Tuesday, March 20, 2007

Top Five Reasons to Never Sing While Drunk

5. You're Going to Make an Ass Out of Yourself - I know, when you're drowning yourself in Captain Morgans it's expected that you become a little more open to suggestion. But much like that time you face planted trying to do a kick flip, that isn't always a good thing.

4. You Can't Sing - Everyone knows it. You know it, but somehow you forget about it for those few short minutes when you step up to the stage and spotlight and remind everyone why you've never been on American Idol, and do you really think drinking is going to help you? You're going to be so unfamiliar with the terms, 'off key' and, 'lyrics' people are going to think you're musically challenged.

3. Everyone is Watching - Look around you. See those people? They're going to be listening whether you or they want to or not. When the music starts, your sound level will be anywhere from quiet to screaming, but regardless of that, by the end you will have the attention of everyone, and chances are that you won't realize until the next day.

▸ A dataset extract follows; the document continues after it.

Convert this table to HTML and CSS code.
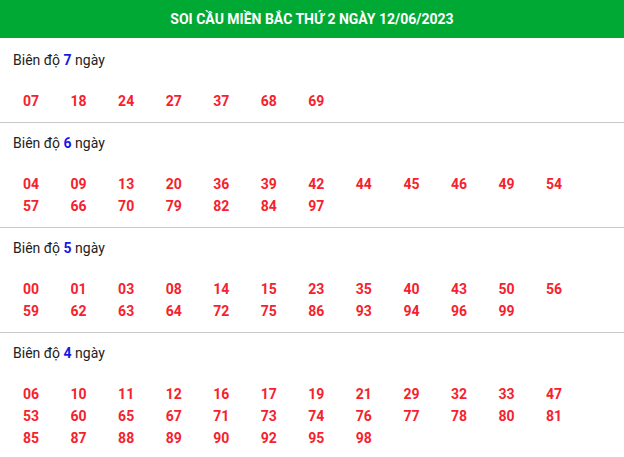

2. Someone Has a Camera - And chances are it's probably you. Thanks to technology, we are now given the chance to relive forgotten memories with devices no bigger than the mouse you're using right now. Whether the evidence is in the form of pictures or video, your friends will never forget that face you made while giving your rendition of Don't Stop Believing. This is a prime example.

1. You're Drunk - When is the last time you made a good decision while intoxicated? No, stop lying right now. She didn't look anything like Ginger from Gilligan's Island, it was more like... The offspring of Nessy and the Blob, only with more hair.